The concept of \0-termination, and thus what we think of as "C strings", only applied to string buffers: fixed-size, stack-allocated, uninitialized char arrays. The string.h functions are all meant to be employed to manipulate string buffers, and the \0 is intended to mark where the buffer stops being useful data, and starts being uninitialized garbage.
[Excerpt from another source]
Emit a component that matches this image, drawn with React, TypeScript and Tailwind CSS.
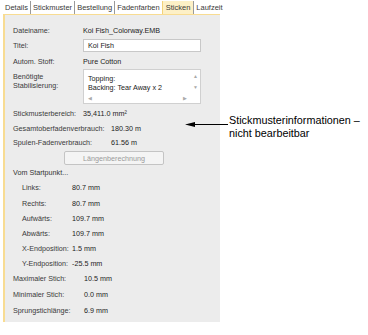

The strings in string buffers had short lifetimes, and didn't usually outlive the stack frame the buffer was declared in. Generally, you'd declare a string buffer, populate it using some combination of string literals, strcat(3), sprintf(3), and system calls, and then pass the string--still sitting inside the buffer--to a system call like fstat(2) to get what you're really after. That would be the end of the both string buffer's, and the string's, lifetime.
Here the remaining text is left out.